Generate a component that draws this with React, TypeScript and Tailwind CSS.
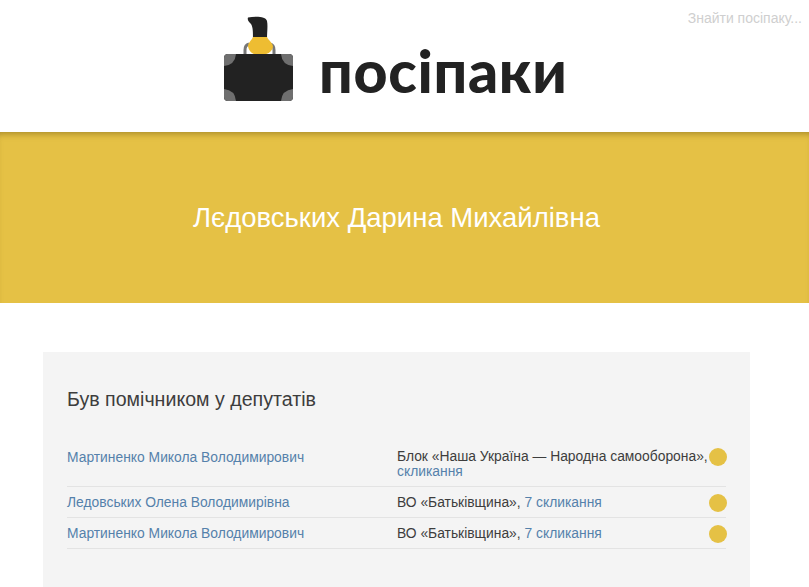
const rows = [
  {
    name: "Мартиненко Микола Володимирович",
    party: "Блок «Наша Україна — Народна самооборона»,",
    term: "скликання",
    tall: true,
  },
  { name: "Ледовських Олена Володимирівна", party: "ВО «Батьківщина»", term: "7 скликання" },
  { name: "Мартиненко Микола Володимирович", party: "ВО «Батьківщина»", term: "7 скликання" },
];

function Logo() {
  return (
    <svg width="72" height="86" viewBox="0 0 72 86" className="shrink-0">
      <path d="M25 1.5 C32 0 43 0 44 5 C45 10 44 16 44 23 L30 23 C30 16 30 11 28 8 C26 6 24 4 25 1.5 Z" fill="#222222" />
      <path d="M22 39 L22 34 Q22 29 26 28 M47 28 Q51 29 51 34 L51 39" fill="none" stroke="#777777" strokeWidth="3" />
      <path d="M25 30 C25 27 28 25 30 21 L44 21 C46 25 50 27 50 31 C49 36 44 39 37 39 C30 39 26 36 25 30 Z" fill="#eebd32" />
      <rect x="1" y="38" width="69" height="47" rx="4" fill="#222222" />
      <path d="M1 50 L1 42 Q1 38 5 38 L13 38 Q12 49 1 50 Z" fill="#6f6f6f" />
      <path d="M58 38 L66 38 Q70 38 70 42 L70 50 Q59 49 58 38 Z" fill="#6f6f6f" />
      <path d="M1 73 L1 81 Q1 85 5 85 L13 85 Q12 74 1 73 Z" fill="#6f6f6f" />
      <path d="M58 85 L66 85 Q70 85 70 81 L70 73 Q59 74 58 85 Z" fill="#6f6f6f" />
    </svg>
  );
}

export default function App() {
  return (
    <div className="h-[587px] overflow-hidden bg-white font-['Liberation_Sans',Arial,sans-serif] text-[13.85px] text-[#3d3d3d]">
      <header className="relative h-[132px] pl-[223px] pt-[16px]">
        <div className="flex items-start gap-[24px]">
          <Logo />
          <span className="mt-[15px] font-['Lato',sans-serif] text-[59px] leading-[80px] font-black tracking-[0.7px] text-[#222]">
            посіпаки
          </span>
        </div>
        <div className="absolute top-[10px] right-[7px] text-[14px] leading-[16px] text-[#cfcfcf]">Знайти посіпаку...</div>
      </header>

      <div className="flex h-[171px] items-center justify-center bg-[#e5c145] pr-[16px] shadow-[inset_0_6px_6px_-4px_rgba(120,95,20,0.55)]">
        <h1 className="text-[27.5px] leading-[32px] text-white">Лєдовських Дарина Михайлівна</h1>
      </div>

      <section className="mt-[49px] ml-[43px] w-[707px] bg-[#f4f4f4] px-[24px] pt-[36px] pb-[38px]">
        <h2 className="mb-[27px] text-[19.6px] leading-[22px]">Був помічником у депутатів</h2>
        <div className="pt-[2px]">
          {rows.map((row, i) => (
            <div key={i} className={`flex border-b border-[#e3e3e3] ${row.tall ? "h-[48px] pt-[10px]" : "h-[31px] items-center"}`}>
              <a className="w-[330px] shrink-0 leading-[16px] text-[#5581ab]">{row.name}</a>
              <div className="w-[312px] shrink-0 leading-[15px]">
                {row.tall ? <span className="block whitespace-nowrap">{row.party}</span> : `${row.party}, `}
                <a className="text-[#5581ab]">{row.term}</a>
              </div>
              <span className={`h-[18px] w-[18px] shrink-0 rounded-full bg-[#e5c145] ${row.tall ? "mt-[-1px]" : "mt-[1px]"}`} />
            </div>
          ))}
        </div>
      </section>
    </div>
  );
}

+===+

All the material shown above is to be copied exactly, with no pictures carried over.

◆ Complete answer
Generate a component that draws this with React, TypeScript and Tailwind CSS.
const rows = [
  {
    name: "Мартиненко Микола Володимирович",
    party: "Блок «Наша Україна — Народна самооборона»,",
    term: "скликання",
    tall: true,
  },
  { name: "Ледовських Олена Володимирівна", party: "ВО «Батьківщина»", term: "7 скликання" },
  { name: "Мартиненко Микола Володимирович", party: "ВО «Батьківщина»", term: "7 скликання" },
];

function Logo() {
  return (
    <svg width="72" height="86" viewBox="0 0 72 86" className="shrink-0">
      <path d="M25 1.5 C32 0 43 0 44 5 C45 10 44 16 44 23 L30 23 C30 16 30 11 28 8 C26 6 24 4 25 1.5 Z" fill="#222222" />
      <path d="M22 39 L22 34 Q22 29 26 28 M47 28 Q51 29 51 34 L51 39" fill="none" stroke="#777777" strokeWidth="3" />
      <path d="M25 30 C25 27 28 25 30 21 L44 21 C46 25 50 27 50 31 C49 36 44 39 37 39 C30 39 26 36 25 30 Z" fill="#eebd32" />
      <rect x="1" y="38" width="69" height="47" rx="4" fill="#222222" />
      <path d="M1 50 L1 42 Q1 38 5 38 L13 38 Q12 49 1 50 Z" fill="#6f6f6f" />
      <path d="M58 38 L66 38 Q70 38 70 42 L70 50 Q59 49 58 38 Z" fill="#6f6f6f" />
      <path d="M1 73 L1 81 Q1 85 5 85 L13 85 Q12 74 1 73 Z" fill="#6f6f6f" />
      <path d="M58 85 L66 85 Q70 85 70 81 L70 73 Q59 74 58 85 Z" fill="#6f6f6f" />
    </svg>
  );
}

export default function App() {
  return (
    <div className="h-[587px] overflow-hidden bg-white font-['Liberation_Sans',Arial,sans-serif] text-[13.85px] text-[#3d3d3d]">
      <header className="relative h-[132px] pl-[223px] pt-[16px]">
        <div className="flex items-start gap-[24px]">
          <Logo />
          <span className="mt-[15px] font-['Lato',sans-serif] text-[59px] leading-[80px] font-black tracking-[0.7px] text-[#222]">
            посіпаки
          </span>
        </div>
        <div className="absolute top-[10px] right-[7px] text-[14px] leading-[16px] text-[#cfcfcf]">Знайти посіпаку...</div>
      </header>

      <div className="flex h-[171px] items-center justify-center bg-[#e5c145] pr-[16px] shadow-[inset_0_6px_6px_-4px_rgba(120,95,20,0.55)]">
        <h1 className="text-[27.5px] leading-[32px] text-white">Лєдовських Дарина Михайлівна</h1>
      </div>

      <section className="mt-[49px] ml-[43px] w-[707px] bg-[#f4f4f4] px-[24px] pt-[36px] pb-[38px]">
        <h2 className="mb-[27px] text-[19.6px] leading-[22px]">Був помічником у депутатів</h2>
        <div className="pt-[2px]">
          {rows.map((row, i) => (
            <div key={i} className={`flex border-b border-[#e3e3e3] ${row.tall ? "h-[48px] pt-[10px]" : "h-[31px] items-center"}`}>
              <a className="w-[330px] shrink-0 leading-[16px] text-[#5581ab]">{row.name}</a>
              <div className="w-[312px] shrink-0 leading-[15px]">
                {row.tall ? <span className="block whitespace-nowrap">{row.party}</span> : `${row.party}, `}
                <a className="text-[#5581ab]">{row.term}</a>
              </div>
              <span className={`h-[18px] w-[18px] shrink-0 rounded-full bg-[#e5c145] ${row.tall ? "mt-[-1px]" : "mt-[1px]"}`} />
            </div>
          ))}
        </div>
      </section>
    </div>
  );
}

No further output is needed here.